◆ Provided data:
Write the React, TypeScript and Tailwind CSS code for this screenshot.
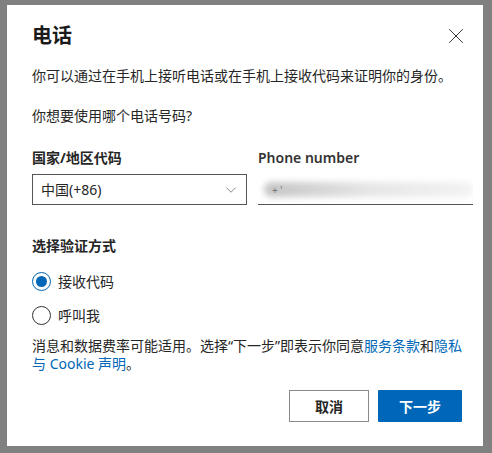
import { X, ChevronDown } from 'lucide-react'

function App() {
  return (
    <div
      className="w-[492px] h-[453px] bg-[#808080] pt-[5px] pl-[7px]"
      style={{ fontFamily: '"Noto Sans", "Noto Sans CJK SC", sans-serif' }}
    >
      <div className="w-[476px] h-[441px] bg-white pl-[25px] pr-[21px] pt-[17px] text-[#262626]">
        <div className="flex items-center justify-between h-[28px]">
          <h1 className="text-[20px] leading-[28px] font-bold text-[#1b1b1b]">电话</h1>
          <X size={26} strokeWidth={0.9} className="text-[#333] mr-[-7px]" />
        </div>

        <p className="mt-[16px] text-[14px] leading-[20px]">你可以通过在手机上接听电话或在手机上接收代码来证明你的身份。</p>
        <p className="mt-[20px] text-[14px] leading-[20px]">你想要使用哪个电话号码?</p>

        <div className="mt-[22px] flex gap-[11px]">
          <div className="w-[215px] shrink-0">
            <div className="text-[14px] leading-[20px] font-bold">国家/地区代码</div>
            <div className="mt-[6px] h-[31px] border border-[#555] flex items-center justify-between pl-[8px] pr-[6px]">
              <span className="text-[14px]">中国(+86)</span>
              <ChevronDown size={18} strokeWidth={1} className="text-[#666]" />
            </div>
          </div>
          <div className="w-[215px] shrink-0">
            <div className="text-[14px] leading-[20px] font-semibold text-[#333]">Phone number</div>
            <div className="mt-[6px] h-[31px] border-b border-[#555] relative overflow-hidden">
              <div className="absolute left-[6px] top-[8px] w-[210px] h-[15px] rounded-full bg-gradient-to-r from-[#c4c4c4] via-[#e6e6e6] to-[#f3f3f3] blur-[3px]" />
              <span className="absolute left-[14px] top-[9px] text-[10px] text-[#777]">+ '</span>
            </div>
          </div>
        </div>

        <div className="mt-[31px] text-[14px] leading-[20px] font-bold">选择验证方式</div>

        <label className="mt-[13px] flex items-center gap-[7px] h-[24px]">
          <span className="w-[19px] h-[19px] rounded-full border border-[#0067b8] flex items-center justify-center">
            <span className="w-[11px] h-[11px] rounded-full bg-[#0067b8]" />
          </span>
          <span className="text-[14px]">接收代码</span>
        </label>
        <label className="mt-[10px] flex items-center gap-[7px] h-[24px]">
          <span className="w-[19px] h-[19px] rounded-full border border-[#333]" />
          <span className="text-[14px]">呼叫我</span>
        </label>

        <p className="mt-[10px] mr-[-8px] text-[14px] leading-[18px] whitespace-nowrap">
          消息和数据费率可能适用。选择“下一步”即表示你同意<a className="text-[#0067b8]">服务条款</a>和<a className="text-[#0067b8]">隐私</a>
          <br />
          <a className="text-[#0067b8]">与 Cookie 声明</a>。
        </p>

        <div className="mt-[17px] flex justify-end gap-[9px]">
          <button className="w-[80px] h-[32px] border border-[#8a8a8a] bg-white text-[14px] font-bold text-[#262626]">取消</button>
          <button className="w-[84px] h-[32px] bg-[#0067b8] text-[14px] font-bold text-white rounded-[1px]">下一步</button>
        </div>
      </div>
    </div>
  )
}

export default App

◆ Problem description: Repeat all the data as it stands, dropping any images it holds.

◆ Task output:
Write the React, TypeScript and Tailwind CSS code for this screenshot.
import { X, ChevronDown } from 'lucide-react'

function App() {
  return (
    <div
      className="w-[492px] h-[453px] bg-[#808080] pt-[5px] pl-[7px]"
      style={{ fontFamily: '"Noto Sans", "Noto Sans CJK SC", sans-serif' }}
    >
      <div className="w-[476px] h-[441px] bg-white pl-[25px] pr-[21px] pt-[17px] text-[#262626]">
        <div className="flex items-center justify-between h-[28px]">
          <h1 className="text-[20px] leading-[28px] font-bold text-[#1b1b1b]">电话</h1>
          <X size={26} strokeWidth={0.9} className="text-[#333] mr-[-7px]" />
        </div>

        <p className="mt-[16px] text-[14px] leading-[20px]">你可以通过在手机上接听电话或在手机上接收代码来证明你的身份。</p>
        <p className="mt-[20px] text-[14px] leading-[20px]">你想要使用哪个电话号码?</p>

        <div className="mt-[22px] flex gap-[11px]">
          <div className="w-[215px] shrink-0">
            <div className="text-[14px] leading-[20px] font-bold">国家/地区代码</div>
            <div className="mt-[6px] h-[31px] border border-[#555] flex items-center justify-between pl-[8px] pr-[6px]">
              <span className="text-[14px]">中国(+86)</span>
              <ChevronDown size={18} strokeWidth={1} className="text-[#666]" />
            </div>
          </div>
          <div className="w-[215px] shrink-0">
            <div className="text-[14px] leading-[20px] font-semibold text-[#333]">Phone number</div>
            <div className="mt-[6px] h-[31px] border-b border-[#555] relative overflow-hidden">
              <div className="absolute left-[6px] top-[8px] w-[210px] h-[15px] rounded-full bg-gradient-to-r from-[#c4c4c4] via-[#e6e6e6] to-[#f3f3f3] blur-[3px]" />
              <span className="absolute left-[14px] top-[9px] text-[10px] text-[#777]">+ '</span>
            </div>
          </div>
        </div>

        <div className="mt-[31px] text-[14px] leading-[20px] font-bold">选择验证方式</div>

        <label className="mt-[13px] flex items-center gap-[7px] h-[24px]">
          <span className="w-[19px] h-[19px] rounded-full border border-[#0067b8] flex items-center justify-center">
            <span className="w-[11px] h-[11px] rounded-full bg-[#0067b8]" />
          </span>
          <span className="text-[14px]">接收代码</span>
        </label>
        <label className="mt-[10px] flex items-center gap-[7px] h-[24px]">
          <span className="w-[19px] h-[19px] rounded-full border border-[#333]" />
          <span className="text-[14px]">呼叫我</span>
        </label>

        <p className="mt-[10px] mr-[-8px] text-[14px] leading-[18px] whitespace-nowrap">
          消息和数据费率可能适用。选择“下一步”即表示你同意<a className="text-[#0067b8]">服务条款</a>和<a className="text-[#0067b8]">隐私</a>
          <br />
          <a className="text-[#0067b8]">与 Cookie 声明</a>。
        </p>

        <div className="mt-[17px] flex justify-end gap-[9px]">
          <button className="w-[80px] h-[32px] border border-[#8a8a8a] bg-white text-[14px] font-bold text-[#262626]">取消</button>
          <button className="w-[84px] h-[32px] bg-[#0067b8] text-[14px] font-bold text-white rounded-[1px]">下一步</button>
        </div>
      </div>
    </div>
  )
}

export default App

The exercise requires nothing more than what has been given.